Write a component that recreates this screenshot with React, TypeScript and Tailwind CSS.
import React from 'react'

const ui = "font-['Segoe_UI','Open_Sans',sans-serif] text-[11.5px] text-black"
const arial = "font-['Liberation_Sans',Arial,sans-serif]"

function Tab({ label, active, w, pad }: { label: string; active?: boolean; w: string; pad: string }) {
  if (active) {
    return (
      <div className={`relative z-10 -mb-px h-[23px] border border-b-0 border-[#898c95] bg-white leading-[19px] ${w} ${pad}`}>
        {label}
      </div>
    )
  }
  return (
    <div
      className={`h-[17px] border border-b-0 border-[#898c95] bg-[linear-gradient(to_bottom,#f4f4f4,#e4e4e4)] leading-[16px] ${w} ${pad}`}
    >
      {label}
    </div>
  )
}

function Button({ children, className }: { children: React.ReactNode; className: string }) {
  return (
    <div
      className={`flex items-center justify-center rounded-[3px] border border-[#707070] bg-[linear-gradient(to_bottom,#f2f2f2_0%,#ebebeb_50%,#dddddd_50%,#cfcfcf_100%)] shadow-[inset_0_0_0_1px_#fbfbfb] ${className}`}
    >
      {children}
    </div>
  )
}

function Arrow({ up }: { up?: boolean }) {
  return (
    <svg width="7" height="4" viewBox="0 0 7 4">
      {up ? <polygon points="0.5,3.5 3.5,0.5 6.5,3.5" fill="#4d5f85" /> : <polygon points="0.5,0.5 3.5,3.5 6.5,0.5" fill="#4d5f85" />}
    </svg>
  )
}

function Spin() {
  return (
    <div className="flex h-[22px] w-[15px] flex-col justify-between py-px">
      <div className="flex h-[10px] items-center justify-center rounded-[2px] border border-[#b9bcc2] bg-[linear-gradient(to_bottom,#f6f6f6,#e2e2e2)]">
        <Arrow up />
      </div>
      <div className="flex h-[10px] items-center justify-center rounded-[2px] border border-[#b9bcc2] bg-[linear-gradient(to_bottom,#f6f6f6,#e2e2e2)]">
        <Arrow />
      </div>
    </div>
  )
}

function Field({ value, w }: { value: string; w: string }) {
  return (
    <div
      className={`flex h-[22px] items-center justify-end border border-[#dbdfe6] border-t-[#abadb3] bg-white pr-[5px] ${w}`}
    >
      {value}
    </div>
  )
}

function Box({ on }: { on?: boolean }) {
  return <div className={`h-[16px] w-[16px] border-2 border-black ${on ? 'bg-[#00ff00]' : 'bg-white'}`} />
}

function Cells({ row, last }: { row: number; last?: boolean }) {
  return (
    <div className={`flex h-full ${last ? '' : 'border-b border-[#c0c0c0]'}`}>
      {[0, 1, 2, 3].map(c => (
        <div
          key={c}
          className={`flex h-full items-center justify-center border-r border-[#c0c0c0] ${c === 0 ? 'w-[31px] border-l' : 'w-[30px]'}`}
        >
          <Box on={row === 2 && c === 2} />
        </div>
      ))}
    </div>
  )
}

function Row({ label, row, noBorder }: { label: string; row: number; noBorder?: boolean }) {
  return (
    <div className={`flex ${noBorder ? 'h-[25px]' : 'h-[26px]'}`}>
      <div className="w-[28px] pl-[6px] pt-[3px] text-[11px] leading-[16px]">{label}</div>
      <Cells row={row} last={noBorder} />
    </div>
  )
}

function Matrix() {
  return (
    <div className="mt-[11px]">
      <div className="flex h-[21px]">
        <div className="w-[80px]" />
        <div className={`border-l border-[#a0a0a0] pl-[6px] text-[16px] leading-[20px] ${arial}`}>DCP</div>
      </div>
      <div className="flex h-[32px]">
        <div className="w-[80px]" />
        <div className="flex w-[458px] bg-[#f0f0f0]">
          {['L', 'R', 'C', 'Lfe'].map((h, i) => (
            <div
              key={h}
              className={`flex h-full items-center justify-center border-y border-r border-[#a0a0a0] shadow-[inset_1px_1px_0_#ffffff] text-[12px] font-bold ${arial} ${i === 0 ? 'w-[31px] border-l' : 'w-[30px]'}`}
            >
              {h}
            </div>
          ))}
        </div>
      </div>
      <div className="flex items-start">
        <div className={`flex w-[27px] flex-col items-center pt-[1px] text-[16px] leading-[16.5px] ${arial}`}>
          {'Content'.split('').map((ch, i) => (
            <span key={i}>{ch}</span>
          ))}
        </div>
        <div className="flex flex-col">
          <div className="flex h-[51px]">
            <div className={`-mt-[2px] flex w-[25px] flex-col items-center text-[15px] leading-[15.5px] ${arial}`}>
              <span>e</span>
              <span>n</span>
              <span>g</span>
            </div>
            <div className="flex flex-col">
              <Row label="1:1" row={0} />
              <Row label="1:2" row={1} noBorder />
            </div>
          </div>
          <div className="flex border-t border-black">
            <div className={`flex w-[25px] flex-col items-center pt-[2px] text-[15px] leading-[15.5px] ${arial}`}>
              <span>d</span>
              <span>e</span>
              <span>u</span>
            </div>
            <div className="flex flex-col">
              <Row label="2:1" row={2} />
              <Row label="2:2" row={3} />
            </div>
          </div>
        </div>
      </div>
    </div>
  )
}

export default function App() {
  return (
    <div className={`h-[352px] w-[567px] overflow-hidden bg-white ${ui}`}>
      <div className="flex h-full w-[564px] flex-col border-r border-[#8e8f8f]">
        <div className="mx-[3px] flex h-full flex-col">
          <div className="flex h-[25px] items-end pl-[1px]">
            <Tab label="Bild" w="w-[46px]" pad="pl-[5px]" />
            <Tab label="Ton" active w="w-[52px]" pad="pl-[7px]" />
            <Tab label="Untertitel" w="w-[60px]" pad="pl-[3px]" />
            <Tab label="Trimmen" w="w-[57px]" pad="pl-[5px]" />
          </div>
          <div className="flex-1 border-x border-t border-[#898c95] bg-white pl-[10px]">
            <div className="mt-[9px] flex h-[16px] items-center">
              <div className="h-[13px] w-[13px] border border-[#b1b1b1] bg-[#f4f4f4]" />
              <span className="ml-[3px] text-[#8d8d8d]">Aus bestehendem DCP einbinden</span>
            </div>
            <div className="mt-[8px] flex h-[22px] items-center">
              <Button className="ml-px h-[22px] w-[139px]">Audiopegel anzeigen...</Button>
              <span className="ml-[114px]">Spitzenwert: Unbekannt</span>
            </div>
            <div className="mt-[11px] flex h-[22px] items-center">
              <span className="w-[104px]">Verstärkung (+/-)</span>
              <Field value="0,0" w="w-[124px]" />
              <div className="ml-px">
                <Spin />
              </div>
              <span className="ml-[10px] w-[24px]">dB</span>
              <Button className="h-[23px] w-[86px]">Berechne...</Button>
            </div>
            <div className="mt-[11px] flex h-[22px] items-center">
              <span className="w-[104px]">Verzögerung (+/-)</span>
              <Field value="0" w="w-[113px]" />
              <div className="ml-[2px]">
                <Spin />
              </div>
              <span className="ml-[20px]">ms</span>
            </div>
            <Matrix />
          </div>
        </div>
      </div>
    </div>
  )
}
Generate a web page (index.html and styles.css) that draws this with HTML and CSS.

# Work to complete
Pull out all lines in the data above that include "React".

# Task output
Write a component that recreates this screenshot with React, TypeScript and Tailwind CSS.
import React from 'react'
function Button({ children, className }: { children: React.ReactNode; className: string }) {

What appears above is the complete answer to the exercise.